◆ PROBLEM
Check every line below for the word "with" and show those that hold it.
** BEGIN **
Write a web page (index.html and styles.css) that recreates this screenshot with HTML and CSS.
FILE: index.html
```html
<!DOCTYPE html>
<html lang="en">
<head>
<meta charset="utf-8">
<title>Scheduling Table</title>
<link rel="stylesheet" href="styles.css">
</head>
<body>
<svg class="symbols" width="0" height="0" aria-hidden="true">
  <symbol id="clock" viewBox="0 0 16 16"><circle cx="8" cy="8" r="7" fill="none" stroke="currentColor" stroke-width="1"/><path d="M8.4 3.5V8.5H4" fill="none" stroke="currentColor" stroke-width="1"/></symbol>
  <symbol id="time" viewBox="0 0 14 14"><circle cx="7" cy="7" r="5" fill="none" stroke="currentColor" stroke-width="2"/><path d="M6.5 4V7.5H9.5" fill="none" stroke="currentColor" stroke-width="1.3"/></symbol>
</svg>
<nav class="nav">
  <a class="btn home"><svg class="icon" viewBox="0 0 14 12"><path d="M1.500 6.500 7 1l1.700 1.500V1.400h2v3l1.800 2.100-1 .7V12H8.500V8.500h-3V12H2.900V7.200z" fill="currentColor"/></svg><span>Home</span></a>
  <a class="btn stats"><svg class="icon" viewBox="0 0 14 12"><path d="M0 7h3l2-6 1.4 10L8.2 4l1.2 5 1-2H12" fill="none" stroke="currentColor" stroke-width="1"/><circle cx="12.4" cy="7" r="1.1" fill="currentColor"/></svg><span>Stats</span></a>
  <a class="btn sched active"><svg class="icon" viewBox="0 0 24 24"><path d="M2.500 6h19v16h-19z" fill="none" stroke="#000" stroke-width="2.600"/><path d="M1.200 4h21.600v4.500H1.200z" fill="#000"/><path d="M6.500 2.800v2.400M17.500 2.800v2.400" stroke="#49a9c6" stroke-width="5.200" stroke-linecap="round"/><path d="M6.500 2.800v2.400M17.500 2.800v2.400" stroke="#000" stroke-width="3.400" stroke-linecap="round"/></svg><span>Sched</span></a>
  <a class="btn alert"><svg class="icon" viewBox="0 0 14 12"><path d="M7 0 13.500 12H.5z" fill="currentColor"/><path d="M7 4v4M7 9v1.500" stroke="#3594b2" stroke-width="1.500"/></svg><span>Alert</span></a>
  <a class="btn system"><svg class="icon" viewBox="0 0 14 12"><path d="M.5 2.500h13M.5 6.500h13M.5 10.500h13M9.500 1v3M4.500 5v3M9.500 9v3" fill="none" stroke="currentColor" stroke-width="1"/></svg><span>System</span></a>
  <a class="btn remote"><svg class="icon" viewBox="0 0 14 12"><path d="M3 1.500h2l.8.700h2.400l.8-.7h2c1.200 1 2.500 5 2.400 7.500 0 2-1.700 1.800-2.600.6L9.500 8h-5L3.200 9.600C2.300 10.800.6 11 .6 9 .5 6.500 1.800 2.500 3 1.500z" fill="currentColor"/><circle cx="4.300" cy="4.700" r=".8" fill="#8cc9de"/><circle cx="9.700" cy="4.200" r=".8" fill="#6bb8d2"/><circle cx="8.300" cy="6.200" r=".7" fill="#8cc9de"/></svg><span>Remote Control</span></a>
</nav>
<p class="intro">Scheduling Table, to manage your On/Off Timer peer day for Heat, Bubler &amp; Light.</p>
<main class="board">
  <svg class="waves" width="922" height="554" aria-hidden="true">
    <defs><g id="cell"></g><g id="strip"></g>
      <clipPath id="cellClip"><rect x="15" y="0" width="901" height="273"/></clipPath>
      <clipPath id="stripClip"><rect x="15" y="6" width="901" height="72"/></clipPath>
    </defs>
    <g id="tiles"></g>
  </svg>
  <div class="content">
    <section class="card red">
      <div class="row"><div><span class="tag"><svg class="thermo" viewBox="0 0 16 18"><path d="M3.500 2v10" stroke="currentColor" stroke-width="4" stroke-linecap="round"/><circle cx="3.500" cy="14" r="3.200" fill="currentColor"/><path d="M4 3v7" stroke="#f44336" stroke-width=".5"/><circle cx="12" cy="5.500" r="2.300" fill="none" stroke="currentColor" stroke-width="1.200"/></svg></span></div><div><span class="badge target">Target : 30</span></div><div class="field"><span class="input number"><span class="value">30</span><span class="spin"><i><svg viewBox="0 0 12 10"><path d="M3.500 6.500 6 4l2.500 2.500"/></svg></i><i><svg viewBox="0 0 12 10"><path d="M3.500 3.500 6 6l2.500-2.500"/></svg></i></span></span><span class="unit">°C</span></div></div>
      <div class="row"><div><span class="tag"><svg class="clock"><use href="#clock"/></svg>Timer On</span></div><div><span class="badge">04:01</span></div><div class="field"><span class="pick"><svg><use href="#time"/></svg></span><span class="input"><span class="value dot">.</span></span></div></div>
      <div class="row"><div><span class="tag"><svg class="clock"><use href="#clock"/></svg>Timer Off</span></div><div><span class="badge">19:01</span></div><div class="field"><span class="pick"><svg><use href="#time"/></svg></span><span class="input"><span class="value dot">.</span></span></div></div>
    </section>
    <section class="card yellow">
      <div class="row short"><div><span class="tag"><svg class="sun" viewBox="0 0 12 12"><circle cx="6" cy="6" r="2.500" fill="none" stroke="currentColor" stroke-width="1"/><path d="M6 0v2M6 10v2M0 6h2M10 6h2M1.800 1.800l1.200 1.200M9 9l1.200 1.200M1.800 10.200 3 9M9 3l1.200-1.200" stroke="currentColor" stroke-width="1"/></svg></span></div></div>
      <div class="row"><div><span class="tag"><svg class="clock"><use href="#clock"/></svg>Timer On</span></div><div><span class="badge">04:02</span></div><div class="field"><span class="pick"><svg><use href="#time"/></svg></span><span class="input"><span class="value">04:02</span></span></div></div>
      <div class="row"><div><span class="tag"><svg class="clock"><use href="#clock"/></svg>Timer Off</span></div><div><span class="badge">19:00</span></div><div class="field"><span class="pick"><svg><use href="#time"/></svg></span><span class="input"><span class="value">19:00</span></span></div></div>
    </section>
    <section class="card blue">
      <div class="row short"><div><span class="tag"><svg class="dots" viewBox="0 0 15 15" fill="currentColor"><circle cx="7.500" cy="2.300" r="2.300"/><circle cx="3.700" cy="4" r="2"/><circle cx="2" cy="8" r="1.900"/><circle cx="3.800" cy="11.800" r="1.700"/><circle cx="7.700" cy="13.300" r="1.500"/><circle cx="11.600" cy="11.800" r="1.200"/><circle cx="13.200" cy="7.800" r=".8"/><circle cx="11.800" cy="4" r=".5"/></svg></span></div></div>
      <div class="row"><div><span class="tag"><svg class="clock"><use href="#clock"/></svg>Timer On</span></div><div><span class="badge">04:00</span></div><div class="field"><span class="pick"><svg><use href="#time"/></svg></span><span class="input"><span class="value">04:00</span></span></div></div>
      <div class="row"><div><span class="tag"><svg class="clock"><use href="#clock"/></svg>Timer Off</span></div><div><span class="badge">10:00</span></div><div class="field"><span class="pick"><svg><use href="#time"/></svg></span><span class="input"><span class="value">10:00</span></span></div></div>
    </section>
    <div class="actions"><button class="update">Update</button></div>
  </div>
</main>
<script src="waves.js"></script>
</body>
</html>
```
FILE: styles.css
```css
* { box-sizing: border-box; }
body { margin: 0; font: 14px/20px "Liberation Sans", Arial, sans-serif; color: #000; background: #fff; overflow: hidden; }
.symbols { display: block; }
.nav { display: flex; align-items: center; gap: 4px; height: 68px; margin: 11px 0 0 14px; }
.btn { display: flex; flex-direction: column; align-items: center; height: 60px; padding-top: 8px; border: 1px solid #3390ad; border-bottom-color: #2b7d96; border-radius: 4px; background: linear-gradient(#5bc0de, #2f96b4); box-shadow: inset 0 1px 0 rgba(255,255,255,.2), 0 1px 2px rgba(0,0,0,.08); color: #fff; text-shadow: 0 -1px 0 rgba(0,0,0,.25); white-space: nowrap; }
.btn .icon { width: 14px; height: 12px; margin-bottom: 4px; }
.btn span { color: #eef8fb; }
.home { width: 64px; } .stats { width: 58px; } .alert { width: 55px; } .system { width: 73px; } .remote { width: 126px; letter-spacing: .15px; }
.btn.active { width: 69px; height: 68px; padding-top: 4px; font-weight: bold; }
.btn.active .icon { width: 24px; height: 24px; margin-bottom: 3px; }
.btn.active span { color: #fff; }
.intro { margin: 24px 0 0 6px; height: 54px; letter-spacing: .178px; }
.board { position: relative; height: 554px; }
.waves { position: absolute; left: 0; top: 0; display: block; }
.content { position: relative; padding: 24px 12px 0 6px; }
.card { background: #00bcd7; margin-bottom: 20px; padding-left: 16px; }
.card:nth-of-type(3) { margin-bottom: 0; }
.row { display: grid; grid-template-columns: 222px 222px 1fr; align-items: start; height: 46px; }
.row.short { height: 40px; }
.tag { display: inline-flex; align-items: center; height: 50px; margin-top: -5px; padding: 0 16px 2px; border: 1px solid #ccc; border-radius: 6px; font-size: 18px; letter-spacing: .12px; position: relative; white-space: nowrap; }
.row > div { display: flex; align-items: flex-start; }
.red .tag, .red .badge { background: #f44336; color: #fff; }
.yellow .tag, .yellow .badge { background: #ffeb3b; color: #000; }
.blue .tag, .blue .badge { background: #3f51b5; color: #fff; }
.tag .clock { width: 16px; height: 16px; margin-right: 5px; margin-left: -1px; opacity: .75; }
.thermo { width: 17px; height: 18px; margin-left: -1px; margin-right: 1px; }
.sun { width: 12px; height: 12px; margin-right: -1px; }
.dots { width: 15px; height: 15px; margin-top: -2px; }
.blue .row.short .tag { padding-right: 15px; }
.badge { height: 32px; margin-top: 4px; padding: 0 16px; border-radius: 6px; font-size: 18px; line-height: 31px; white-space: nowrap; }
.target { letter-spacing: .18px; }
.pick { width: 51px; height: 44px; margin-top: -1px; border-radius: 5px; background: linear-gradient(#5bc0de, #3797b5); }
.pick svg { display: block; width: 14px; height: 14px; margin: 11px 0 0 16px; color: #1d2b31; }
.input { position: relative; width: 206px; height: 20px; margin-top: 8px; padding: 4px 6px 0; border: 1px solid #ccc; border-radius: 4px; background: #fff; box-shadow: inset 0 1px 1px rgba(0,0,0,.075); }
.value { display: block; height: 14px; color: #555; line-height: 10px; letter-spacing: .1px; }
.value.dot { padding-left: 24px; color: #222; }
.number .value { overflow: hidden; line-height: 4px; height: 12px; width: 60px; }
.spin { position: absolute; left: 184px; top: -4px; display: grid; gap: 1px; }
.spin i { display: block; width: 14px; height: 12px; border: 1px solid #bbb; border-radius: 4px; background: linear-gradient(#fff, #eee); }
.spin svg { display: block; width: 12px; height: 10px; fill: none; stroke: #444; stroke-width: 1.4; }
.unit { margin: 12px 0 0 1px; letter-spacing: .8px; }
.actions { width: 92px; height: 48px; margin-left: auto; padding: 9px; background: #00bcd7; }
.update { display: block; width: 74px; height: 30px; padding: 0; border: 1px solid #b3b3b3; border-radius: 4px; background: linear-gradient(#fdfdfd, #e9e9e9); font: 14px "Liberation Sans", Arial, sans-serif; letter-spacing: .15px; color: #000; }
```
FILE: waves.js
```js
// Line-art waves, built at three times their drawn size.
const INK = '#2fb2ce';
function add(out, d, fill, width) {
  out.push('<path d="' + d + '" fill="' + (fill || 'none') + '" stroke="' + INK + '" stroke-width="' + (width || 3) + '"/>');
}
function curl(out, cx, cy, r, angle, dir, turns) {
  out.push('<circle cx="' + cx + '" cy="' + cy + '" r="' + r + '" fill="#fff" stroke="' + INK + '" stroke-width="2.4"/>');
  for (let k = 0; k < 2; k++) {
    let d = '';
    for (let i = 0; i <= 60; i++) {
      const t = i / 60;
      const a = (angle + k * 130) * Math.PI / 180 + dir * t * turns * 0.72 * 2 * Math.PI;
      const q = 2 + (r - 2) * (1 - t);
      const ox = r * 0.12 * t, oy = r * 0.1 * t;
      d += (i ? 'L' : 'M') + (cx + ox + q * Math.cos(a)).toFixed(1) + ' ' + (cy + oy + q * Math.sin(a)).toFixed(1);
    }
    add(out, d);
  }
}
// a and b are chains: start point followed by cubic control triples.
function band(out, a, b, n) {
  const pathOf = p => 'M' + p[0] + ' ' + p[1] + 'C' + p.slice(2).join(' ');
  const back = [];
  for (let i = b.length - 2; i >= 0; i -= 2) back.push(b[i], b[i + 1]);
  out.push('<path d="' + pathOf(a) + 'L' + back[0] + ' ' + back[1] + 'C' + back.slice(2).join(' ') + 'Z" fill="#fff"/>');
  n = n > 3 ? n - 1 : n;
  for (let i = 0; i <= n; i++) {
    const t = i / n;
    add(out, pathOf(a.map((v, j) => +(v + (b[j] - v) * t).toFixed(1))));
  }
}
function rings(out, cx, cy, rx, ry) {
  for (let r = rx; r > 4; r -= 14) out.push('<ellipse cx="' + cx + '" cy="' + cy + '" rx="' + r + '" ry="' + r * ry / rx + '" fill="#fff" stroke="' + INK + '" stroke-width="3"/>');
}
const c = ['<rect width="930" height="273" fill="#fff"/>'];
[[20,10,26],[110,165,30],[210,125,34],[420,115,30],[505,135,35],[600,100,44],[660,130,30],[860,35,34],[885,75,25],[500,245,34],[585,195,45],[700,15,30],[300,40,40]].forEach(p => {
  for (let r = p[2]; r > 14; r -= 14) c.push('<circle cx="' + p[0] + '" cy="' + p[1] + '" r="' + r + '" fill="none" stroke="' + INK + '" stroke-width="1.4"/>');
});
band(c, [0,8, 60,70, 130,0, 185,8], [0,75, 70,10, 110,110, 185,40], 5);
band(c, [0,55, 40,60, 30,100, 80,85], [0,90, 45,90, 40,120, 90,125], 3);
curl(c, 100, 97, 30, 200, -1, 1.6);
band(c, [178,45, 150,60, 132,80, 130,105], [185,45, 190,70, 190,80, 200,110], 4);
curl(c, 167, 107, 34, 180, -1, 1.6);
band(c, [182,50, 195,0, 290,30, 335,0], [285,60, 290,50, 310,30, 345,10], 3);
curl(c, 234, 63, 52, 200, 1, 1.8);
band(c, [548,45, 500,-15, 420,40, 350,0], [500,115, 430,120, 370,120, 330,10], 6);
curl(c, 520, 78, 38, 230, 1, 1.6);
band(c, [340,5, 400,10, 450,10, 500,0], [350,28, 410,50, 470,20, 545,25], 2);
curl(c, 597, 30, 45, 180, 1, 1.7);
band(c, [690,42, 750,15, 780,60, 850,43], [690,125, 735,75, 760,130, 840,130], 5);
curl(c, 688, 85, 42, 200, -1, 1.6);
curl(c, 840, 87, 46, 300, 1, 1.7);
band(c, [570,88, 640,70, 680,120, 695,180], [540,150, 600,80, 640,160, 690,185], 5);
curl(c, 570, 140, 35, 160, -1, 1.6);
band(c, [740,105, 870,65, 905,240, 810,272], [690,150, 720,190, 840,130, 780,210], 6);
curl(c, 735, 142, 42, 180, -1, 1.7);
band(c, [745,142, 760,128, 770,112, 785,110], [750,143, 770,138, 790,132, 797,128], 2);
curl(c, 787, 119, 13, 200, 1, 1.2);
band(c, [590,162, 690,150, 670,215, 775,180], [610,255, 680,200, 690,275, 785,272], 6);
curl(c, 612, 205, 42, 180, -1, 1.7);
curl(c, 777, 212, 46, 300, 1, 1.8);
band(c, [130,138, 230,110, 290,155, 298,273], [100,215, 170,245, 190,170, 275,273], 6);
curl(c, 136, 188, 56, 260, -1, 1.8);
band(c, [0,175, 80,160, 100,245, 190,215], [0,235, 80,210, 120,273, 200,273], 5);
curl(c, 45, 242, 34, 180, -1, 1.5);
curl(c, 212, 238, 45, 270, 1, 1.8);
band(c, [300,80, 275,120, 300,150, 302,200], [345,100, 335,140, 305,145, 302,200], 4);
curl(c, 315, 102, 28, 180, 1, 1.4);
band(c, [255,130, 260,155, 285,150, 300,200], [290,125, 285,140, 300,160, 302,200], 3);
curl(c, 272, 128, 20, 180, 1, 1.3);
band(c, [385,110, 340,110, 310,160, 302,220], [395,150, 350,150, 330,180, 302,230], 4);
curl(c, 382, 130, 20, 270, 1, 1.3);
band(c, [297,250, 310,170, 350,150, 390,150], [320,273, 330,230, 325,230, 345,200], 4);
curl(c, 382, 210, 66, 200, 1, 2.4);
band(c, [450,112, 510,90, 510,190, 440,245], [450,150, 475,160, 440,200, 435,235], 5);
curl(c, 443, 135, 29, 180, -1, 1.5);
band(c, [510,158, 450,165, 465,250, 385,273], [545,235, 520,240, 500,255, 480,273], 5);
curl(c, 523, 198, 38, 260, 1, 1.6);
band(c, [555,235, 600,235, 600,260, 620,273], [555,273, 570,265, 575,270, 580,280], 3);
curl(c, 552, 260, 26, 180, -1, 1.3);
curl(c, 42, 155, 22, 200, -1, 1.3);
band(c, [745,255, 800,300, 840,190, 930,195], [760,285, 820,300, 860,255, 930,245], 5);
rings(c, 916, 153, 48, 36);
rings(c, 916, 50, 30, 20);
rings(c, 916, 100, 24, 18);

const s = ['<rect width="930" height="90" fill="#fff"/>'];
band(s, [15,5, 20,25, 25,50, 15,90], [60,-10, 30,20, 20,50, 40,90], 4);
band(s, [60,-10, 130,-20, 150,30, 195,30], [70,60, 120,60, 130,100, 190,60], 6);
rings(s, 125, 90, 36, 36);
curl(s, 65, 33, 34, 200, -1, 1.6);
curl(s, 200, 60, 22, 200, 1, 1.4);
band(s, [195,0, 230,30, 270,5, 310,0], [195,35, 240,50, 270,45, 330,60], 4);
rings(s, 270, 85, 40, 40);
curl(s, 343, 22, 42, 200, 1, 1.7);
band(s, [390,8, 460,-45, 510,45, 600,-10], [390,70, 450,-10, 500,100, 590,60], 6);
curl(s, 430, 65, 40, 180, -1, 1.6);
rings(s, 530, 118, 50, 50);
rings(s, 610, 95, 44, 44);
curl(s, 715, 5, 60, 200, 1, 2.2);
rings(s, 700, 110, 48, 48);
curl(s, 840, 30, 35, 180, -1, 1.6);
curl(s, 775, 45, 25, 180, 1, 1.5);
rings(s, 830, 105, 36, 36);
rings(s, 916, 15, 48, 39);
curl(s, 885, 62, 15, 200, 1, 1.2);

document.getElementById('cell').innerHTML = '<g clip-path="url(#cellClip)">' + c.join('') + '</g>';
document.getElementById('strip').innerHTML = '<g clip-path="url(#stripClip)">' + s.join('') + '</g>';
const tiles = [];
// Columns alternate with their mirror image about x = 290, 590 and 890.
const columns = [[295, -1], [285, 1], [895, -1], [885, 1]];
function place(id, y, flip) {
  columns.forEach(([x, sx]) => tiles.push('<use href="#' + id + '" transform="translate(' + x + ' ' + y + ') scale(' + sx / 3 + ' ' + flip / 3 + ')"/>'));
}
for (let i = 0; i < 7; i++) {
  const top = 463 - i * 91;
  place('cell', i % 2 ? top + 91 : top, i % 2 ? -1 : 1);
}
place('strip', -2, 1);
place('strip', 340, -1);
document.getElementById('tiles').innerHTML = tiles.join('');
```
** END **
◆ ANSWER TO THIS TASK
Write a web page (index.html and styles.css) that recreates this screenshot with HTML and CSS.
// Columns alternate with their mirror image about x = 290, 590 and 890.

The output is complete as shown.